New Democracy, by contrast, emphasizes the dramatic departure of the modern American state from its roots. This places it in tension with The People’s Welfare. Novak spends great effort walking the resulting tightrope. On the one hand, he openly acknowledges that “nineteenth-century patterns of associational governance, common law, and local regulation…were displaced by a decisive reconfiguration of the relationship between state, law, economy, and society.” On the other, he is careful to avoid the implication that Progressive reformers imported alien ideas and institutions into American politics.

This tension is everywhere in New Democracy. Novak highlights both the novelty of the modern American state and the resemblance of its legal innovations to older common law doctrines. For instance, when discussing the emergence of the idea of public utilities and the modern police power, Novak acknowledges the existence of a traditional law of public utilities and police power, but concludes, citing Felix Frankfurter, that it was “a break with history” rather than a continuation of the founding. Novak’s first book sought to diminish the distance between the regulatory approach of the 19th century and the modern state. New Democracy more openly acknowledges the Progressives’ break from the past.

In this telling, cases such as Munn v. Illinois (1877), which redefined the notion of “property affected with a public interest,” appealed to traditional notions of regulation while providing “the very superhighway down which reformers drove a truckload of far-reaching experiments in the state regulation of economic activity.” This was not simply the application of the common-law approach to regulation but something revolutionary, in which “the police power moved beyond older common-law and constitutional limitations and traditional concerns…to embrace the more ambitious and prospective mission of securing the public welfare.”
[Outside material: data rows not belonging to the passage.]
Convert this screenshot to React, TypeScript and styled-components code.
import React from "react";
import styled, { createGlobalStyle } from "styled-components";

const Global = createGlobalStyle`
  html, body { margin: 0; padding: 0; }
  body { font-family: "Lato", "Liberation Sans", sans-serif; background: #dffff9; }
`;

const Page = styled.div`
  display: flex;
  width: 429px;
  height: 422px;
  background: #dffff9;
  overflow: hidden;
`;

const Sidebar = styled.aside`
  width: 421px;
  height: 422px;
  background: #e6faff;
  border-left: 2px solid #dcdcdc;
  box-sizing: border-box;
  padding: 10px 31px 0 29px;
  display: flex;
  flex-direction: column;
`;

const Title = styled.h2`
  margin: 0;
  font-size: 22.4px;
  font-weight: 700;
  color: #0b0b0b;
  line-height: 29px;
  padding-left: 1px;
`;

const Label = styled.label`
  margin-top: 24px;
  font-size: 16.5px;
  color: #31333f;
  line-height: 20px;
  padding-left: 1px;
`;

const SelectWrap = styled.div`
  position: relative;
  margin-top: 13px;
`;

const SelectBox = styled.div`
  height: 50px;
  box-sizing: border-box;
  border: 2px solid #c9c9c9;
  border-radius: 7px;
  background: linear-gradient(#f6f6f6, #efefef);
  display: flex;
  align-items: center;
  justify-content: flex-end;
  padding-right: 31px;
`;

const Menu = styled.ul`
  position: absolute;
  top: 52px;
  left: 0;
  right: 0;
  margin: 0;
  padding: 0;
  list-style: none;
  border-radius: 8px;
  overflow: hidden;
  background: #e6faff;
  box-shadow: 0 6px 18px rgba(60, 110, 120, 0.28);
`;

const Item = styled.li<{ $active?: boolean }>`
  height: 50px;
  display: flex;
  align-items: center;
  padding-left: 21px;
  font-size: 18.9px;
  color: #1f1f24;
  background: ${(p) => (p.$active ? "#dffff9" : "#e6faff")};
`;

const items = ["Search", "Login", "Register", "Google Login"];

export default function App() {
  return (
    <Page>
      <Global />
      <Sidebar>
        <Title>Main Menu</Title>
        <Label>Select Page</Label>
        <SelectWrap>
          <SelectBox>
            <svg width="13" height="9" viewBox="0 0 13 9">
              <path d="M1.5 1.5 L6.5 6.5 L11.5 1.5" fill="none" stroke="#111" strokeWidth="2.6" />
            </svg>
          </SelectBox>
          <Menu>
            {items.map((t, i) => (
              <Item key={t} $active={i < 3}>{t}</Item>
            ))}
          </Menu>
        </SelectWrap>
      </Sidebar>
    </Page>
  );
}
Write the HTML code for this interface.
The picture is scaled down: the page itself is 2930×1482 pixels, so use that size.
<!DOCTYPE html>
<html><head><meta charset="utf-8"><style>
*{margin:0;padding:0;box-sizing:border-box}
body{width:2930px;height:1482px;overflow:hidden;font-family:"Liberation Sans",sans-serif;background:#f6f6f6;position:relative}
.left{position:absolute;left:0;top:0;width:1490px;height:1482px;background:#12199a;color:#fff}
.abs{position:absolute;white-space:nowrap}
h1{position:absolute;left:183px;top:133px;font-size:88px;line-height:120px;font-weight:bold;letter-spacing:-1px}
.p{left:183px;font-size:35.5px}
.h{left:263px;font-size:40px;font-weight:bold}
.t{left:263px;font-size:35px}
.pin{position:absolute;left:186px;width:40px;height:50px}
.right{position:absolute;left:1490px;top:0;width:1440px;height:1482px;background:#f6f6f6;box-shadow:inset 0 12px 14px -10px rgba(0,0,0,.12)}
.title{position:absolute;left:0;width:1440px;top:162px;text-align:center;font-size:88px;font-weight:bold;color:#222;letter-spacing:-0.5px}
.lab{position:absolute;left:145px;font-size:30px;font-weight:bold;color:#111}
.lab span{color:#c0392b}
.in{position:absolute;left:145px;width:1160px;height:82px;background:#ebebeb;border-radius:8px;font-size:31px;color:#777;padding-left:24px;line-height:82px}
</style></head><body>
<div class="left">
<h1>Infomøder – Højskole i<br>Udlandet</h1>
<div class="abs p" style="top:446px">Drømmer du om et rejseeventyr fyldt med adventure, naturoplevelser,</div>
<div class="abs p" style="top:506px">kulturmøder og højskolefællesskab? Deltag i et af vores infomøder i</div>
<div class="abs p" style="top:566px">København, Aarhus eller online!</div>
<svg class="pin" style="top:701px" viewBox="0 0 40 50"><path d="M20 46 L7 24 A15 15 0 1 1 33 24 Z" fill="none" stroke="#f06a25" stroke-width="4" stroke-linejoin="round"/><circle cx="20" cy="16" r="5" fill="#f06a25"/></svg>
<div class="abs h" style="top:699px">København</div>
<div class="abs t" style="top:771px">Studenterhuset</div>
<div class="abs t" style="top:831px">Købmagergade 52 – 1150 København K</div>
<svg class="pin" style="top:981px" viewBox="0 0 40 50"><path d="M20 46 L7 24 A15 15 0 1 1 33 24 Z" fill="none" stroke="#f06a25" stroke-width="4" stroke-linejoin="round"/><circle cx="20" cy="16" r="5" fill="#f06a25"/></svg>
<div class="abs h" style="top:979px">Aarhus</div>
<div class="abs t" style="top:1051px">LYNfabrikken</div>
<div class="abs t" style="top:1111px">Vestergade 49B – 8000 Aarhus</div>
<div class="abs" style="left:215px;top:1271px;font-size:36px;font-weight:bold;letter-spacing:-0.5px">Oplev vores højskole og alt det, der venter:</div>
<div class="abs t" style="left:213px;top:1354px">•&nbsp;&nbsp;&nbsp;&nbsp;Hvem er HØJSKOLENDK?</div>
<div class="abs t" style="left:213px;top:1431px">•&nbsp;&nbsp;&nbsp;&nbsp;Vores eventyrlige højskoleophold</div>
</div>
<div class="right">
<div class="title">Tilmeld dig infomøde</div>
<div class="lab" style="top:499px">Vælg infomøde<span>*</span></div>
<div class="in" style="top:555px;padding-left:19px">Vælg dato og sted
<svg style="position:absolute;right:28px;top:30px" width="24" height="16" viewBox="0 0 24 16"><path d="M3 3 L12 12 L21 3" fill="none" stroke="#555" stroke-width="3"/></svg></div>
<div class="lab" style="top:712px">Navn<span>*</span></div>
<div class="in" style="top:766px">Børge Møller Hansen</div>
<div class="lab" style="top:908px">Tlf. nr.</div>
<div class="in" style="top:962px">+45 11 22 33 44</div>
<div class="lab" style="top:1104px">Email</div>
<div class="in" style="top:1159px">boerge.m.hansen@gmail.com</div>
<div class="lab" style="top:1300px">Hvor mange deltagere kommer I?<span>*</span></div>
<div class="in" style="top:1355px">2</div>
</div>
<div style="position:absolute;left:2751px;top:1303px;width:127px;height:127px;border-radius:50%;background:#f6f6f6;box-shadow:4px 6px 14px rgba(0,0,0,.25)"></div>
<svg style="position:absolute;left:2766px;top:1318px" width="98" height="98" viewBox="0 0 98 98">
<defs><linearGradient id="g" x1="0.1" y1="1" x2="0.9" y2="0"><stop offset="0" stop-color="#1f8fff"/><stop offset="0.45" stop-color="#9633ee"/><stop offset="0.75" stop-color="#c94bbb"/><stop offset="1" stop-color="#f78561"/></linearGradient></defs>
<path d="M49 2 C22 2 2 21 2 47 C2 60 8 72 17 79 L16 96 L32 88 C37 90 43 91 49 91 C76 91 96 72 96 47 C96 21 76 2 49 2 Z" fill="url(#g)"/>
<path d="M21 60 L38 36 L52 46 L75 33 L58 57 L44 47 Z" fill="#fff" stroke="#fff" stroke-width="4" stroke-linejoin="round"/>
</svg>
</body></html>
An important implication of Novak’s argument, long advanced by “revisionist” accounts of Lochner v. New York (1905), is that the Progressive-era judiciary was hardly as opposed to state regulation as today’s scholars maintain. Lochner is still treated by many as a canonical case that has come to “stand for and define the entire legal-historical period” of the Progressive era. Novak strongly and correctly dissents from this presentation, noting Charles Warren’s 1913 survey of judicial decisions, The Progressiveness of the United States Supreme Court—a survey which found that the judiciary overwhelmingly upheld state regulatory laws during the period. Although Novak fails to cite the many scholars, such as David E. Bernstein, Michael Les Benedict, and Charles W. McCurdy, who have long discredited this view of the Progressive-era judiciary, it is good that he supports their conclusion.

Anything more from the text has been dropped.